---- Source records

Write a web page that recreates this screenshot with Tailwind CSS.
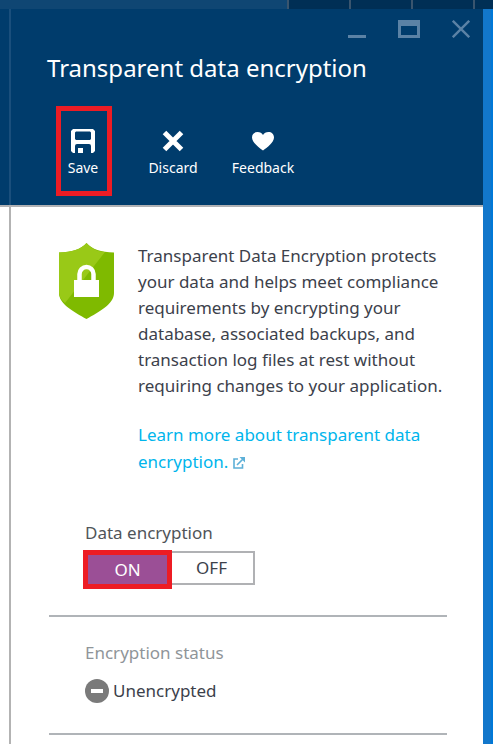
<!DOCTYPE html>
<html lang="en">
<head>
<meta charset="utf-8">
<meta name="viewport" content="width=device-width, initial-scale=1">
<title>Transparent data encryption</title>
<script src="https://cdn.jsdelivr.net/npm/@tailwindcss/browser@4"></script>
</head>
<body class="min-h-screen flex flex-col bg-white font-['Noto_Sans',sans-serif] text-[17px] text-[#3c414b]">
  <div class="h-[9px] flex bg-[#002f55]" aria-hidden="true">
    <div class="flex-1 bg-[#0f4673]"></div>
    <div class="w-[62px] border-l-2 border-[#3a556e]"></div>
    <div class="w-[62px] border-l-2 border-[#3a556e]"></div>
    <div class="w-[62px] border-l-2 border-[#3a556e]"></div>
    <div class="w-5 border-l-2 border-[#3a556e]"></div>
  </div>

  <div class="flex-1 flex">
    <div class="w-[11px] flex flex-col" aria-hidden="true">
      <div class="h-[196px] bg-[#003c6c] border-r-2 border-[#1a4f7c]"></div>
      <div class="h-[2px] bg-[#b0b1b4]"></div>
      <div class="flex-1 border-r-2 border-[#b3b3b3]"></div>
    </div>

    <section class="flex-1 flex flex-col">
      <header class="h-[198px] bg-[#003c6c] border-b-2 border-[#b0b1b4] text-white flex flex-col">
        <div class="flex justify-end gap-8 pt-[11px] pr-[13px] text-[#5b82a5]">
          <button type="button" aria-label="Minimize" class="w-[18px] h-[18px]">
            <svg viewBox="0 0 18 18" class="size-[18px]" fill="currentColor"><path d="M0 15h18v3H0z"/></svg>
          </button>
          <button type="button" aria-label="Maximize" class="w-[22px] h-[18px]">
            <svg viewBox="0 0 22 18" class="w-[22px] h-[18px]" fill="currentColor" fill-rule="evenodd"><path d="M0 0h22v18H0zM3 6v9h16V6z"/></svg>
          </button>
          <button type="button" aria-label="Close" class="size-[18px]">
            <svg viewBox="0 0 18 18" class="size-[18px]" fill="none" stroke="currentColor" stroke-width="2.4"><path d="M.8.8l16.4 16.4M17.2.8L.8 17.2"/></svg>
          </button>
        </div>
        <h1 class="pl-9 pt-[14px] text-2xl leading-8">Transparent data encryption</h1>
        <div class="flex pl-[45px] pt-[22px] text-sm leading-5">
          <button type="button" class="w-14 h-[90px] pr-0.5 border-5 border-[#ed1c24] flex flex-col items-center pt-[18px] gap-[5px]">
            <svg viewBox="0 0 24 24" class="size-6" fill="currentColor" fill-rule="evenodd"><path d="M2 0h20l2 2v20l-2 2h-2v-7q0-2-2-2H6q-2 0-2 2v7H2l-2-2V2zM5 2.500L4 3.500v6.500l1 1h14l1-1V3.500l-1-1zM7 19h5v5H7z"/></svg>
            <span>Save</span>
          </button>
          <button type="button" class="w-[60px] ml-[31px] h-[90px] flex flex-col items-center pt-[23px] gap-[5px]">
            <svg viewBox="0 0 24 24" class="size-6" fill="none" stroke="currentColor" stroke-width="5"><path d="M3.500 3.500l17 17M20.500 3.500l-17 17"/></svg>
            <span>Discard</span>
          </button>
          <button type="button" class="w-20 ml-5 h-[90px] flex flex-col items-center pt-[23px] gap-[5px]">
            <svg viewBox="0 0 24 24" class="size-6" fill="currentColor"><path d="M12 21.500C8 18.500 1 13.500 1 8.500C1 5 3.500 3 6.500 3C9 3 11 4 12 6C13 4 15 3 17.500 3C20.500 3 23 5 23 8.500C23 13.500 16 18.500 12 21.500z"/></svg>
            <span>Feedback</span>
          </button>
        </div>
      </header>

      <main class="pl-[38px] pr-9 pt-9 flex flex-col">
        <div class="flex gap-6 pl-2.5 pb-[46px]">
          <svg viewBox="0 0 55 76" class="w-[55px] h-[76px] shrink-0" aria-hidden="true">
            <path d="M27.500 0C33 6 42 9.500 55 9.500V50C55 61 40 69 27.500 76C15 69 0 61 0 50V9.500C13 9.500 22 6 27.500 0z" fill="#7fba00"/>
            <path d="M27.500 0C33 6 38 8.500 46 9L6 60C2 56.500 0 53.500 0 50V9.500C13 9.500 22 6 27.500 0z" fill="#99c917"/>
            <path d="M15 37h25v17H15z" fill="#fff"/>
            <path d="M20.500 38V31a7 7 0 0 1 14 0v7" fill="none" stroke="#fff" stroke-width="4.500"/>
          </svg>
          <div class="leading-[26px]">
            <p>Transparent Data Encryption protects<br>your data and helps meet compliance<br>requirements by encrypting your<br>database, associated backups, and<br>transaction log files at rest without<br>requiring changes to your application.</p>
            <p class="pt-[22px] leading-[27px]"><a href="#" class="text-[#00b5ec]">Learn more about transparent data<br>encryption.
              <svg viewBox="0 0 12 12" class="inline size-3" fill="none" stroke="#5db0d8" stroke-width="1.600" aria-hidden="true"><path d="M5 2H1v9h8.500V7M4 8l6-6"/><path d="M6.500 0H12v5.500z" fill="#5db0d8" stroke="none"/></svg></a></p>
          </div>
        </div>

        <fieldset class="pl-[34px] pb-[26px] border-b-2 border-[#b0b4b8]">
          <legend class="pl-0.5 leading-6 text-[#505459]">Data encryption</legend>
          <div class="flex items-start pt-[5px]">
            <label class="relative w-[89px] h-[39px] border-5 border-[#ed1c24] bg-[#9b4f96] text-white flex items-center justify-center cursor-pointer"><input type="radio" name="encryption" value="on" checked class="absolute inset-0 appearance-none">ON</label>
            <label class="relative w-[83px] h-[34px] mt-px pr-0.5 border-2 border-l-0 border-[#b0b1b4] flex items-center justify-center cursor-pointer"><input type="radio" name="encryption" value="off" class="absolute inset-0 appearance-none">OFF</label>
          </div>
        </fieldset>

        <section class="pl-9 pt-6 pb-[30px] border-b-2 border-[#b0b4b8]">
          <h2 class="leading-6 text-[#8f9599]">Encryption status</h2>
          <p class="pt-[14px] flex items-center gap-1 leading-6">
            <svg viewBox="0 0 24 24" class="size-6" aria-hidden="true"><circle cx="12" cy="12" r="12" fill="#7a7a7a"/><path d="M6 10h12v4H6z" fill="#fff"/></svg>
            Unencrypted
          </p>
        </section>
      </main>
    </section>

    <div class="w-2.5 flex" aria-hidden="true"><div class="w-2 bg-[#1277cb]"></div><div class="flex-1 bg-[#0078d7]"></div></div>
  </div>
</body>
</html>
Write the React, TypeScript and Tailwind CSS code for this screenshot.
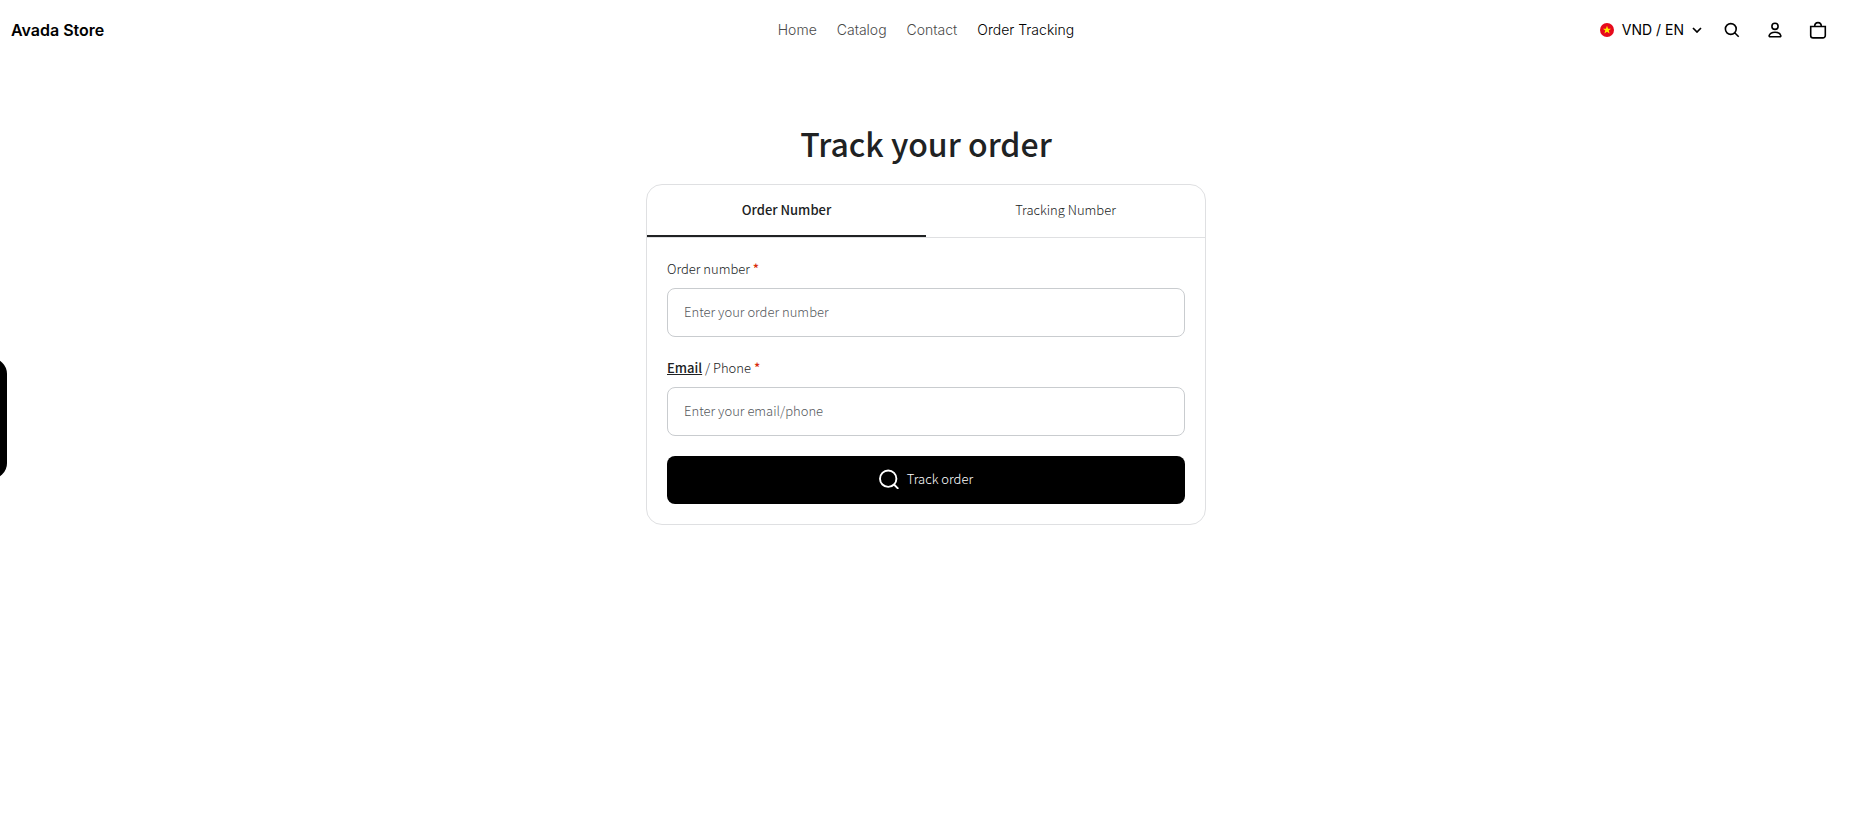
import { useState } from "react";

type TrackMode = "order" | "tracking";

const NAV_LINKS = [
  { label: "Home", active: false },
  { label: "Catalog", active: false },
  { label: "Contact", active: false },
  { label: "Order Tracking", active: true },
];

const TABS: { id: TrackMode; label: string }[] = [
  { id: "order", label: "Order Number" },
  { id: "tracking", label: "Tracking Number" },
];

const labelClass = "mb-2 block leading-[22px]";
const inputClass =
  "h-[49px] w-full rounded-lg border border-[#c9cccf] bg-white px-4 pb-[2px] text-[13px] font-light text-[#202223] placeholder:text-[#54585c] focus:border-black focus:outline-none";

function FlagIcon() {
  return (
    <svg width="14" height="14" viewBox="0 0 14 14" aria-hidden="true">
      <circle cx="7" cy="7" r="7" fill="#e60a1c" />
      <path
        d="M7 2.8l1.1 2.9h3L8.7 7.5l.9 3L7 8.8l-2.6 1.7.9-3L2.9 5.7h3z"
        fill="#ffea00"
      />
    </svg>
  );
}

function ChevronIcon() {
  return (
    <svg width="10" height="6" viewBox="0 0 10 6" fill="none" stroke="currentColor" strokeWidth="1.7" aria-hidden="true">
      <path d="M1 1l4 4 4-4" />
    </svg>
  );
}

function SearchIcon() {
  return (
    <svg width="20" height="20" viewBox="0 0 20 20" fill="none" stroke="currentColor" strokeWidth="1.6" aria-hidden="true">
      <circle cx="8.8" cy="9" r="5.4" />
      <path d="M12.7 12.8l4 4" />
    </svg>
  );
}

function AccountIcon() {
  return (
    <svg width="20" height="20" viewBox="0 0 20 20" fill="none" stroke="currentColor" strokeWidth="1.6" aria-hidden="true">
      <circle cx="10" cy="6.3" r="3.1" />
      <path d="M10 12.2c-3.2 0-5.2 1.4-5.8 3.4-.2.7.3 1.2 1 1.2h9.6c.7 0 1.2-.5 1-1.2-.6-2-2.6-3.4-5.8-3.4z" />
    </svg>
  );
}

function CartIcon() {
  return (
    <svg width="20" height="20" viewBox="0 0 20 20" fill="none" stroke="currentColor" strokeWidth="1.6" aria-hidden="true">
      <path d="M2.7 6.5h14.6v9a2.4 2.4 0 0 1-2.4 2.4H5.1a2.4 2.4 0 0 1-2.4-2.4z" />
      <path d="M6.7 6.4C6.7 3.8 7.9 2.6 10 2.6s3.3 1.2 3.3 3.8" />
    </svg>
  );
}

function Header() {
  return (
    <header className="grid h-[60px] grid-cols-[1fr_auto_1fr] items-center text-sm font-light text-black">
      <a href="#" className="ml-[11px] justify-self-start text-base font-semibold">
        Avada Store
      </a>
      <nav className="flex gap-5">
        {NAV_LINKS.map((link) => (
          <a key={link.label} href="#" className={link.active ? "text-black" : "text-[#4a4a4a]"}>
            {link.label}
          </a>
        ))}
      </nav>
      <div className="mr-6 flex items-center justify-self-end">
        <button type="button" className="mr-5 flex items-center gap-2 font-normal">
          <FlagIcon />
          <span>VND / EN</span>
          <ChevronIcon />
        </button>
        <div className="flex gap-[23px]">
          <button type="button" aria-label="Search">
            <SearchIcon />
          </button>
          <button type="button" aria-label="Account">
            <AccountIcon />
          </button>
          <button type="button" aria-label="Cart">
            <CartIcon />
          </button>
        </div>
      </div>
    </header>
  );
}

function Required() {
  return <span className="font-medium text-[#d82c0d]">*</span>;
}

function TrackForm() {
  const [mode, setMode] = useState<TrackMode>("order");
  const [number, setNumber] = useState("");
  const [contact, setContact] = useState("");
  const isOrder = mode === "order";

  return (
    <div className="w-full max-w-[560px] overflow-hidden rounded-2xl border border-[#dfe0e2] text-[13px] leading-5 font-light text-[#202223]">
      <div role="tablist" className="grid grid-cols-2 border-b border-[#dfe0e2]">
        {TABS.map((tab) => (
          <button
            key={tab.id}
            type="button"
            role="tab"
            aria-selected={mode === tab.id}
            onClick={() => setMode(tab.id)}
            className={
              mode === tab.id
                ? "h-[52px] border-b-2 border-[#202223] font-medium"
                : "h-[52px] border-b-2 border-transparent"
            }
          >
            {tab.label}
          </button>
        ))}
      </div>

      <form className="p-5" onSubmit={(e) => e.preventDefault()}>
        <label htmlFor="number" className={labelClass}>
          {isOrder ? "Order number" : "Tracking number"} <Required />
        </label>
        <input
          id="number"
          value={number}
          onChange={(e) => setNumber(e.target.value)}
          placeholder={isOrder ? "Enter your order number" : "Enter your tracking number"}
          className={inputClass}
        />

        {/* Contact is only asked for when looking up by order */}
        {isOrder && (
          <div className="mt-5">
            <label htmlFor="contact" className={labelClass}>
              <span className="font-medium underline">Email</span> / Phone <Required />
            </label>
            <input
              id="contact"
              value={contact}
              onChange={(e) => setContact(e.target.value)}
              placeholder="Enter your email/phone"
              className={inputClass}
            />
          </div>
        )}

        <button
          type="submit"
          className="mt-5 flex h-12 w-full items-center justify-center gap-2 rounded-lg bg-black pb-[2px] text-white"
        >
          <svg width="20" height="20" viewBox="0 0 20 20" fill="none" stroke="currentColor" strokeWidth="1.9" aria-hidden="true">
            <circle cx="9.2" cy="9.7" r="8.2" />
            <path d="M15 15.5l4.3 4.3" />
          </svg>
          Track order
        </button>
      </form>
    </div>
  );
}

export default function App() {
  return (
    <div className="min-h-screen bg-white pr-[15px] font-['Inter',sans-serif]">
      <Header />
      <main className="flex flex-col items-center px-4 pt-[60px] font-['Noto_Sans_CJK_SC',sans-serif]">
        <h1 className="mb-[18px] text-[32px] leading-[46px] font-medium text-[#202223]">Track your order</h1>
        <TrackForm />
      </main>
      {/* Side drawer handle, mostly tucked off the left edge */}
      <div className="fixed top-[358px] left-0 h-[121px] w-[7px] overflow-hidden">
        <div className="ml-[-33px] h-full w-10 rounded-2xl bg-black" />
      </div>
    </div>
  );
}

--------

- _Exercise instructions_
Isolate each line of the listing above that includes "screenshot". Copy it.

- _Task response_
Write a web page that recreates this screenshot with Tailwind CSS.
Write the React, TypeScript and Tailwind CSS code for this screenshot.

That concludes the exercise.